Ces réseaux, aux résonances très concrètes, ont contribué à modeler de façon réciproque les dispositifs de sortie de conflit et de gestion des passés : un temps modèle de réconciliation, scruté comme tel par les pays latino-américains en sortie de dictature, l’Espagne fut ensuite érigée en championne de la justice universelle quand des magistrats espagnols entreprirent les procès en compétence universelle des dictateurs chilien et argentin, qui aboutirent à l’arrestation du général Pinochet à Londres en 1998 sur ordre du juge Baltasar Garzón. Le paradoxe devint criant : comment l’Espagne pouvait-elle inculper Pinochet et rester aveugle face aux crimes du franquisme ? L’Espagne devint ainsi un « modèle d’impunité », dont les ressorts étaient analysés au prisme des expériences argentines et chiliennes.

Le tournant de l’an 2000 s’amorçait, vers l’entrée de l’Espagne dans l’ère de la mémoire.

Finalement, vous écrivez qu’on « passe d’un paradigme réconciliateur fondé sur l’oubli des crimes du passé à un autre, arqué sur le devoir de mémoire et la lutte contre l’impunité », notamment à travers les différentes mesures prises depuis quelques années. Comment ce changement de modèle s’effectue-t-il et peut-on dire aujourd’hui que cette nouvelle approche fait consensus en Espagne ?

C’est là tout l’objet du livre : comprendre cette inversion fondamentale de paradigme mémoriel, qui s’opère au tournant du XXIe siècle, d’un modèle fondé sur la réconciliation, l’amnistie et l’oubli à un modèle fondé sur la mémoire et la lutte contre l’impunité. Le slogan « justice, vérité, réparation » imprègne désormais toutes les manifestations en faveur de la « récupération de la mémoire historique », ce mouvement pluriel né en l’an 2000 suite à la fondation de l’association du même nom par Emilio Silva, initiateur de la première exhumation scientifique médiatisée d’une fosse commune de la guerre civile, à l’origine d’une quête inédite de recherche des corps encore enfouis dans des fosses abandonnées. L’Espagne entra alors dans l’ère de la mémoire, qui s’était déjà emparée du reste du monde occidental à la faveur d’une conjonction de facteurs que j’explore dans le livre, et qui résultent des dynamiques aperçues dans le temps long.

Deux référents traversent les mouvements de la société civile qui n’ont eu de cesse de s’exprimer.

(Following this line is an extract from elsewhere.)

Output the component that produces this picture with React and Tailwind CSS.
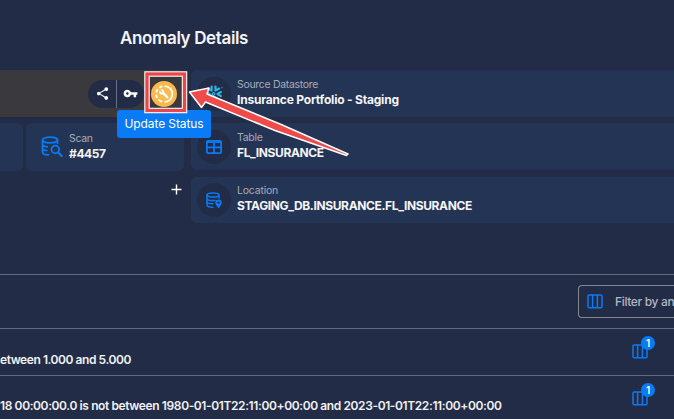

Le premier, européen, repose sur la mémoire de la Résistance et de l’antifascisme, qui imprégnait depuis les années 1940 les associations d’anciens combattants, de déportés et de prisonniers, les conduisant à réclamer réparations, indemnisations, reconnaissance. Le second, latino-américain, voire argentin, repose sur les dispositifs de la justice dite transitionnelle, qui s’était formalisée dans la décennie 1990, plaçant en son cœur le droit des victimes et la lutte contre l’impunité, sous le prisme de la défense des droit humains et du droit international. L’Espagne entra ainsi dans le catalogue des violations des droits humains, catégorie performative sur les perceptions de l’histoire : les fusillés étaient devenus des disparus, victimes du crime de disparition forcée ; les sacas, les paseos étaient devenus des crimes contre l’humanité, tout comme la torture ; la répression était désormais un plan d’extermination, voire un génocide. Autant de crimes imprescriptibles et non amnistiables, qui devaient pouvoir être poursuivis, selon les préceptes du droit international. Mais face à la persistance des obstacles juridiques en Espagne, ce « mur de l’impunité » encore infranchissable, les collectifs mobilisés se sont tournés vers la justice argentine, qui a ouvert en 2010 une procédure au nom de la compétence universelle, dans un processus remarquable de transfert inversé.

C’est cette double dynamique qui guide aujourd’hui la politique de mémoire menée par le gouvernement socialiste de Pedro Sánchez, par l’intermédiaire de son secrétaire d’État à la mémoire démocratique, Fernando Martínez López, à l’origine de la Loi sur la mémoire démocratique adoptée en 2022. Cette politique est fortement controversée par l’ensemble de la droite qui, poussée par le parti d’extrême droite, Vox, avec lequel elle a noué des alliances régionales, a concrétisé son hostilité farouche par le retrait de lois régionales de la mémoire démocratique (en Aragon, à Valence), qu’elle souhaite remplacer par des lois dites de « concorde », qui surfent sur la mémoire consensuée de la transition réconciliatrice. La commémoration des 50 ans de la mort de Franco illustre ces fortes tensions, la droite conservatrice s’opposant avec véhémence au programme proposé par le gouvernement tout au long de l’année 2025, intitulé « España en Libertad. 50 años ».